The taste of the egg rolls at Jeng Chi surpass their average looks.

Before your order of however many dumplings you think you’re hungry for comes out, you may think it’s too generic to order the $1 egg roll. This fried appetizer is thick with seasoned meat that makes you pause to appreciate the chef who took this taste beyond those you’ve enjoyed at any place in Dallas.

The green onion pancake is a crisp, assemble of flaky layers of savory onion.

The green onion pancake (listed in the dumplings section) is a flaky, pastry-like appetizer that balances out perfectly after a few drops of soy sauce are added to the top. The crisp dough is just the surface of the softer, tangy layers between.

One serving is enough to share between two people. While on most occasions, you might be fighting over the last slice, the execution of this varies.

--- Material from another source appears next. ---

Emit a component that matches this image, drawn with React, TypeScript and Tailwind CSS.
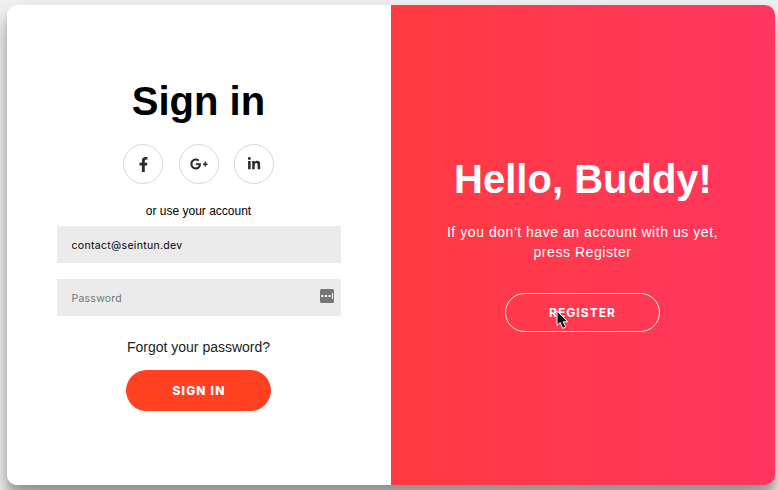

Sometimes, it can come out a light, golden brown, other times, it may be a bit too dark (as photographed, and even the soy sauce doesn’t save it from tasting just a bit off.

The steamed chicken and shrimp dumplings at Jeng Chi.

As for the real reason you drove all the way to Richardson — the dumplings come out as they’re ready, causing a waitress to shift your half-emptied plates to the back of the table as you’re mid-bite into a pancake wedge.

The steamed shrimp and pork dumplings are fine, filling the dumpling completely with a well-seasoned, slightly ambiguous mound of meat.

The boiled beef dumplings were better than expected (and more difficult to maneuver with chopsticks because their slippery exteriors still dripped with water). The smaller amount of meat inside is an appropriate complement to the surrounding dough, for the flavor and spices unexpectedly overwhelm you in an incredibly good way.

The pot stickers are good, too, crispy, savory and greasy, similar to many other places — even chains of the same cuisine — in Dallas.

The small juicy steamed dumplings at Jeng Chi.

What makes a return drive up North Greenville Avenue truly worthy are the small juicy steamed dumplings. These large dumplings, served the same way as the shrimp and pork–over leaves inside a dumpling basket–are worth any embarrassment that comes with being unable to eat them with grace.

The liquid surrounding the spiced mound of pork is slightly complex in flavor and better than it has any right to be in this small restaurant.

With autumn (hopefully) approaching soon, I plan on adding these pockets of warm, mellow spice to my list of comfort foods.

Jeng Chi Restaurant
Location: 400 N. Greenville Ave., Ste. 19 in Richardson, 972-669-9094, jengchirestaurant.com
Hours: 11 a.m. to 9 p.m. Sunday, Monday, Wednesday and Thursday, 11 a.m. to 3 p.m. Tuesday, 11 a.m. to 10 p.m. Friday and Saturday
Price: $
Ambiance: Mostly full of families having a quiet meal, with abrupt servers who do just what they need to get the dumpling basket to your table, and that’s all.
Alcohol: BYOB

Special thanks to Allison Wisk for recommending Jeng Chi Restaurant.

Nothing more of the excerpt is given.